### Goal
Set down each line of the data below exactly as it stands, dropping the pictures.

### Supplied information

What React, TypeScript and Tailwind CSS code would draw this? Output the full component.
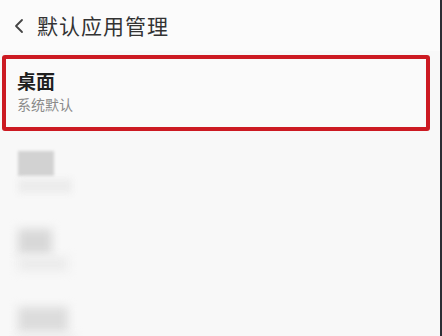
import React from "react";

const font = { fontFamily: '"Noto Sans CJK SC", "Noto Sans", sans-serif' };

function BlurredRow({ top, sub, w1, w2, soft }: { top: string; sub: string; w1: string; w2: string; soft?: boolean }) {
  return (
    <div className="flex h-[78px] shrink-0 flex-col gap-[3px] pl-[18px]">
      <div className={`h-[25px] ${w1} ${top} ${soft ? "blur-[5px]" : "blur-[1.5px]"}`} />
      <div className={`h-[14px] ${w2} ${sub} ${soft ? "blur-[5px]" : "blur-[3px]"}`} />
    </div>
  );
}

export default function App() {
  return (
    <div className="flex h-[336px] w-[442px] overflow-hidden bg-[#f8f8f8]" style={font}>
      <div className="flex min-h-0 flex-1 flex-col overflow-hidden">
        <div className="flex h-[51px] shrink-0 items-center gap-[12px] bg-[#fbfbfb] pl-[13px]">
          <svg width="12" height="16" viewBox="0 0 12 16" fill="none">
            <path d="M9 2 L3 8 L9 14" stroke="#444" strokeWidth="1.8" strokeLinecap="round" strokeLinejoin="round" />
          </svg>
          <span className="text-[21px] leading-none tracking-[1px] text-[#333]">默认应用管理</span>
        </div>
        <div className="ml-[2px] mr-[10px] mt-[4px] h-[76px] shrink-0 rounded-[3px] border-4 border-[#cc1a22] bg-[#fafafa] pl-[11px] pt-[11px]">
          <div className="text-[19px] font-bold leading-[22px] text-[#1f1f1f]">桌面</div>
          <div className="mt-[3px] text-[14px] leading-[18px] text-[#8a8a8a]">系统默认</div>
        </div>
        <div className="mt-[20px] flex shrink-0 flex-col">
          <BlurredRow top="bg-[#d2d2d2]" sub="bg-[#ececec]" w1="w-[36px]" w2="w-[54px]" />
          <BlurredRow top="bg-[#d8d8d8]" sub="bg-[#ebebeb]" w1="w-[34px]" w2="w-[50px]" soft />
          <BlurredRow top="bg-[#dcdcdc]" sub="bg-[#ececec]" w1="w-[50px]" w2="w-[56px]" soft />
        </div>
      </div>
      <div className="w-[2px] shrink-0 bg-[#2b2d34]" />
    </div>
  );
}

### Task response
What React, TypeScript and Tailwind CSS code would draw this? Output the full component.
import React from "react";

const font = { fontFamily: '"Noto Sans CJK SC", "Noto Sans", sans-serif' };

function BlurredRow({ top, sub, w1, w2, soft }: { top: string; sub: string; w1: string; w2: string; soft?: boolean }) {
  return (
    <div className="flex h-[78px] shrink-0 flex-col gap-[3px] pl-[18px]">
      <div className={`h-[25px] ${w1} ${top} ${soft ? "blur-[5px]" : "blur-[1.5px]"}`} />
      <div className={`h-[14px] ${w2} ${sub} ${soft ? "blur-[5px]" : "blur-[3px]"}`} />
    </div>
  );
}

export default function App() {
  return (
    <div className="flex h-[336px] w-[442px] overflow-hidden bg-[#f8f8f8]" style={font}>
      <div className="flex min-h-0 flex-1 flex-col overflow-hidden">
        <div className="flex h-[51px] shrink-0 items-center gap-[12px] bg-[#fbfbfb] pl-[13px]">
          <svg width="12" height="16" viewBox="0 0 12 16" fill="none">
            <path d="M9 2 L3 8 L9 14" stroke="#444" strokeWidth="1.8" strokeLinecap="round" strokeLinejoin="round" />
          </svg>
          <span className="text-[21px] leading-none tracking-[1px] text-[#333]">默认应用管理</span>
        </div>
        <div className="ml-[2px] mr-[10px] mt-[4px] h-[76px] shrink-0 rounded-[3px] border-4 border-[#cc1a22] bg-[#fafafa] pl-[11px] pt-[11px]">
          <div className="text-[19px] font-bold leading-[22px] text-[#1f1f1f]">桌面</div>
          <div className="mt-[3px] text-[14px] leading-[18px] text-[#8a8a8a]">系统默认</div>
        </div>
        <div className="mt-[20px] flex shrink-0 flex-col">
          <BlurredRow top="bg-[#d2d2d2]" sub="bg-[#ececec]" w1="w-[36px]" w2="w-[54px]" />
          <BlurredRow top="bg-[#d8d8d8]" sub="bg-[#ebebeb]" w1="w-[34px]" w2="w-[50px]" soft />
          <BlurredRow top="bg-[#dcdcdc]" sub="bg-[#ececec]" w1="w-[50px]" w2="w-[56px]" soft />
        </div>
      </div>
      <div className="w-[2px] shrink-0 bg-[#2b2d34]" />
    </div>
  );
}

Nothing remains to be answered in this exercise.